» **Brief**
Gather every line that includes the word "index", please.

··· Records to process

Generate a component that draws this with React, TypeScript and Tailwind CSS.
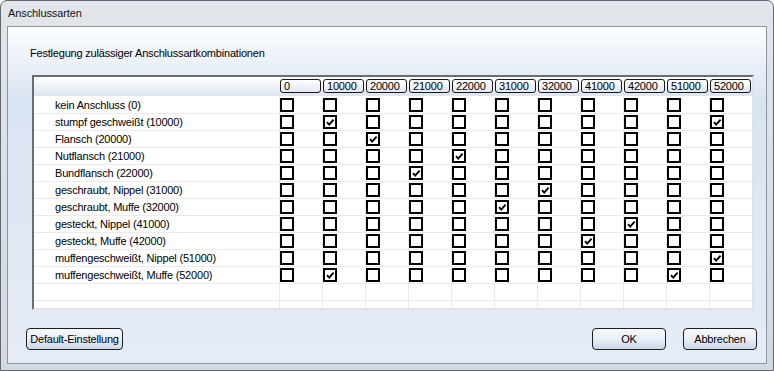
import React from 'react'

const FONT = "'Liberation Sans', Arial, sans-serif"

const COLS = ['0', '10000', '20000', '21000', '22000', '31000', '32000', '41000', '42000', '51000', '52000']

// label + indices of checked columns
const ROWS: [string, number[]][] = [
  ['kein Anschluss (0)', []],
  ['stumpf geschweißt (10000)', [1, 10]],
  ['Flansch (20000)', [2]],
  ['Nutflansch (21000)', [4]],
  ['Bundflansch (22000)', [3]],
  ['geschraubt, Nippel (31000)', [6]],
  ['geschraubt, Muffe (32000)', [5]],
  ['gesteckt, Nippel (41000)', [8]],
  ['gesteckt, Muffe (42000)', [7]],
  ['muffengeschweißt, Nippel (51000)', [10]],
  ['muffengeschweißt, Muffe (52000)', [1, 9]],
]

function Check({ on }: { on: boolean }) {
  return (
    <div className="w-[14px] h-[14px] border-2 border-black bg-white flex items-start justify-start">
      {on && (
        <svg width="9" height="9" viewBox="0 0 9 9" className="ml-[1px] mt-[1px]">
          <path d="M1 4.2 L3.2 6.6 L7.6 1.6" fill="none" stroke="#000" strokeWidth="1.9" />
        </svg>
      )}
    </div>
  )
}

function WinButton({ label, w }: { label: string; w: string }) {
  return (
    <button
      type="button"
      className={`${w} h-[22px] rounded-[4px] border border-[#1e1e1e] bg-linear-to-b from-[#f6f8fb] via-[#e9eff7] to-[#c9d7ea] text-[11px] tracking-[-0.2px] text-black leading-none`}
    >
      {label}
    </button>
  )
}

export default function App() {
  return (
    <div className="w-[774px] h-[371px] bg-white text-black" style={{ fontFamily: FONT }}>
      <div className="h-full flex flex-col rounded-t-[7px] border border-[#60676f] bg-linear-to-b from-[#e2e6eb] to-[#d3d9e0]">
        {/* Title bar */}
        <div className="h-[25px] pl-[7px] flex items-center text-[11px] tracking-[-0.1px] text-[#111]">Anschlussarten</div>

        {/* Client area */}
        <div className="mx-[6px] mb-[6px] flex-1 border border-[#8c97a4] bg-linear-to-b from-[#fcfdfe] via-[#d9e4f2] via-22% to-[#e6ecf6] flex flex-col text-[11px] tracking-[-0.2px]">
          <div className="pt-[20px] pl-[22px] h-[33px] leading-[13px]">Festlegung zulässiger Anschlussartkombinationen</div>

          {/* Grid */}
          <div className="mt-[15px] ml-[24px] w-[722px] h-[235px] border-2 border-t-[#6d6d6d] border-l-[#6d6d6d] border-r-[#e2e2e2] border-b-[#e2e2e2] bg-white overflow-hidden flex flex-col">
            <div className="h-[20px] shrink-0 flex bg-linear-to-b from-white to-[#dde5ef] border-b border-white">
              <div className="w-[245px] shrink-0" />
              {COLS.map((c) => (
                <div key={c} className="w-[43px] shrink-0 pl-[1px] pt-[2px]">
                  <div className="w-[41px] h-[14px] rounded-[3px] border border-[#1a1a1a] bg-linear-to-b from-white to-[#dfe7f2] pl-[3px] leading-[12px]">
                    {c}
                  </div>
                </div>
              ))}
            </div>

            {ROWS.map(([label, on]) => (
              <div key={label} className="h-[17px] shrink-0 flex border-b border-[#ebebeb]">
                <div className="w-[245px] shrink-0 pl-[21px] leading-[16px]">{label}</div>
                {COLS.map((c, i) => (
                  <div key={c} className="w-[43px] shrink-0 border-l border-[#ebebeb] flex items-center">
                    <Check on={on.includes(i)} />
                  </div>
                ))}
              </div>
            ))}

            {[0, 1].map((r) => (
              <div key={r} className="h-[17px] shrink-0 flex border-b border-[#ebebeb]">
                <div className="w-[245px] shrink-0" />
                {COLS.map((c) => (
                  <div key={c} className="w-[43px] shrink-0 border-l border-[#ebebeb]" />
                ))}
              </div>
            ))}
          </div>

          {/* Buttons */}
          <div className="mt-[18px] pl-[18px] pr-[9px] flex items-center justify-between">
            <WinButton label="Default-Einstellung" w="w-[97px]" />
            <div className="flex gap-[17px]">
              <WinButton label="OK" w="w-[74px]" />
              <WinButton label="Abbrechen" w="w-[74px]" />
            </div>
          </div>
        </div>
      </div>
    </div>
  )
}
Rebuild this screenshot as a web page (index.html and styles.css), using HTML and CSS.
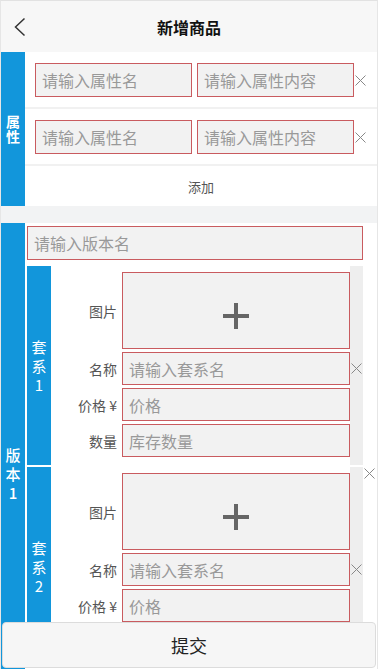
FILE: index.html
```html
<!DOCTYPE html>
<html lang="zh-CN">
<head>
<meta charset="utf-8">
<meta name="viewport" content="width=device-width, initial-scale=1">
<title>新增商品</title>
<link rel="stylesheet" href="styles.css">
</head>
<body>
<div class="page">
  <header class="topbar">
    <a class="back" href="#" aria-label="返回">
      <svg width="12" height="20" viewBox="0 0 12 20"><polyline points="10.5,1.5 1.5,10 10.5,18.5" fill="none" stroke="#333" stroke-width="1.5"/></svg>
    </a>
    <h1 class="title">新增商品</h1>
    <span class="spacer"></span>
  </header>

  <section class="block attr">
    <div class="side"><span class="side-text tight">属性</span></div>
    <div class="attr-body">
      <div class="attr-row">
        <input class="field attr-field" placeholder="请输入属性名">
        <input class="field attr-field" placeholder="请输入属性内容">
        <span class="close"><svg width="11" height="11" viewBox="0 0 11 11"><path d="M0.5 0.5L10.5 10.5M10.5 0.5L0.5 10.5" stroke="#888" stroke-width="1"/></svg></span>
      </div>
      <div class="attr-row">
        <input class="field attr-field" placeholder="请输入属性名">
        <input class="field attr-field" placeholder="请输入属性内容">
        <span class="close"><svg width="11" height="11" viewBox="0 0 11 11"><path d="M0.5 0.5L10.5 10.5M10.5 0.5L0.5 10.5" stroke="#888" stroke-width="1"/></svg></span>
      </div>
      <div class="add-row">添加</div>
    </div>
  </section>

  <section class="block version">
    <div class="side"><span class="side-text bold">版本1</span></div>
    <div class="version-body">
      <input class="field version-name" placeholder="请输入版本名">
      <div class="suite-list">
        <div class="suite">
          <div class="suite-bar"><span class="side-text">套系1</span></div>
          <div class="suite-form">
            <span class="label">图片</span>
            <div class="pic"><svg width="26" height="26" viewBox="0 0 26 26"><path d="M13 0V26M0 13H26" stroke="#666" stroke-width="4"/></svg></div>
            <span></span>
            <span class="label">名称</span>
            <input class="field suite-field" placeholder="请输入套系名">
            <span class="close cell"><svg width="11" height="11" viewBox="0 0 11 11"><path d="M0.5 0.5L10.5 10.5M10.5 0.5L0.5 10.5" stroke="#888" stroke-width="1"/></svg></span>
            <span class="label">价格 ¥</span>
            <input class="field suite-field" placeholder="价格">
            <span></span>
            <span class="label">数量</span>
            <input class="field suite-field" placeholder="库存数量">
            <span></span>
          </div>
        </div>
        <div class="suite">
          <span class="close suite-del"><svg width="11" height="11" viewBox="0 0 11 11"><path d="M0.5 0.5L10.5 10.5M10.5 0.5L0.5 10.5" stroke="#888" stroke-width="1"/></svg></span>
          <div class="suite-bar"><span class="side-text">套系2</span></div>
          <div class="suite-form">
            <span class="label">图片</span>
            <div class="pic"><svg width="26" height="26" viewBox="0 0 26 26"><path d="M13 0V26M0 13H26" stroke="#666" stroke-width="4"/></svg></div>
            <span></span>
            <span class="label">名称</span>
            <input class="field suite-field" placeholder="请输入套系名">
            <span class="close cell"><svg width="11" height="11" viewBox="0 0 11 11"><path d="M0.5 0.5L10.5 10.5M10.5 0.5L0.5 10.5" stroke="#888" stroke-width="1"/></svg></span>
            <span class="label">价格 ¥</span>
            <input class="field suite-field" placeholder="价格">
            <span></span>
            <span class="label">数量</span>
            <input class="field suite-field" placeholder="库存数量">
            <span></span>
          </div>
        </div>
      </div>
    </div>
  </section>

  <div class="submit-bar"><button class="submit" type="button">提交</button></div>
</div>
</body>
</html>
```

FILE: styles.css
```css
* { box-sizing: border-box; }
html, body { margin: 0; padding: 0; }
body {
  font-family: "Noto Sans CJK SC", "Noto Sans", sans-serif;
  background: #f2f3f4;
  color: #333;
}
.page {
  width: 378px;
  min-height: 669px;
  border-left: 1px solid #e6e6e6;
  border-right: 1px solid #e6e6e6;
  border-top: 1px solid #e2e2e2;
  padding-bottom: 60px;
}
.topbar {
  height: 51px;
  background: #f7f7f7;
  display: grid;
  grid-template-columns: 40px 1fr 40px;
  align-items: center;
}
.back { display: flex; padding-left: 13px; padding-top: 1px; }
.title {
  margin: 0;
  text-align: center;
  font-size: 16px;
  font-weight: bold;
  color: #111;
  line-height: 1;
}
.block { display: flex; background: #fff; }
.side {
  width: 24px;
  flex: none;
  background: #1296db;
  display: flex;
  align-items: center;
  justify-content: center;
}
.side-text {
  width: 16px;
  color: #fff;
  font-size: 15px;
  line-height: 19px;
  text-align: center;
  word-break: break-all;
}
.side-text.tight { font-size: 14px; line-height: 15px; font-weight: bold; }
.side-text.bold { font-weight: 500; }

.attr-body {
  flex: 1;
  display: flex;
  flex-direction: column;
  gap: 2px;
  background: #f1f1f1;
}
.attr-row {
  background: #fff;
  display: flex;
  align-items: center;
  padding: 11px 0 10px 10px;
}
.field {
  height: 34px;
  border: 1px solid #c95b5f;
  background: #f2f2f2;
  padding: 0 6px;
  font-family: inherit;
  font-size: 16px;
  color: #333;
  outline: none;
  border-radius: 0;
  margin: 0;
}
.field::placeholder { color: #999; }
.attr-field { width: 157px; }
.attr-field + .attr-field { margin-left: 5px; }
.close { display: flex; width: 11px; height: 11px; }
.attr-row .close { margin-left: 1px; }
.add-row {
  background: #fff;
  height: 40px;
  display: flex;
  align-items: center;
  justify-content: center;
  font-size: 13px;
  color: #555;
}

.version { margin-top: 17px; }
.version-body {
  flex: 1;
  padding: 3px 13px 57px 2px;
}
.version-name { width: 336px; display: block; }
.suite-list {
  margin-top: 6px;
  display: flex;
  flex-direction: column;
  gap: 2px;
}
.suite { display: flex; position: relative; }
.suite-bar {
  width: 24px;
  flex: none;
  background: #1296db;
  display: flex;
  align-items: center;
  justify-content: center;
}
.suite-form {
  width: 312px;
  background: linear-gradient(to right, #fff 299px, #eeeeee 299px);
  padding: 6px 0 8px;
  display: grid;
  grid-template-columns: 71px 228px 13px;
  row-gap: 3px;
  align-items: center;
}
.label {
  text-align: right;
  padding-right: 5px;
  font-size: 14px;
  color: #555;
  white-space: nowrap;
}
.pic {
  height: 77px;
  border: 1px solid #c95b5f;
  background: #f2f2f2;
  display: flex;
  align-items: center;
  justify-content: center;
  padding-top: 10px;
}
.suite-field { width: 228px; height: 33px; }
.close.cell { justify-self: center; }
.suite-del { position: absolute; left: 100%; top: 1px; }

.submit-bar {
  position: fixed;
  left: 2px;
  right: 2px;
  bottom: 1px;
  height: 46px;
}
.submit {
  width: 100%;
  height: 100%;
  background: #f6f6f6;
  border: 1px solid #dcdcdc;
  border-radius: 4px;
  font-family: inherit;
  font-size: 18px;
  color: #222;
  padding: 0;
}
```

······

» **Correct result**
Rebuild this screenshot as a web page (index.html and styles.css), using HTML and CSS.
FILE: index.html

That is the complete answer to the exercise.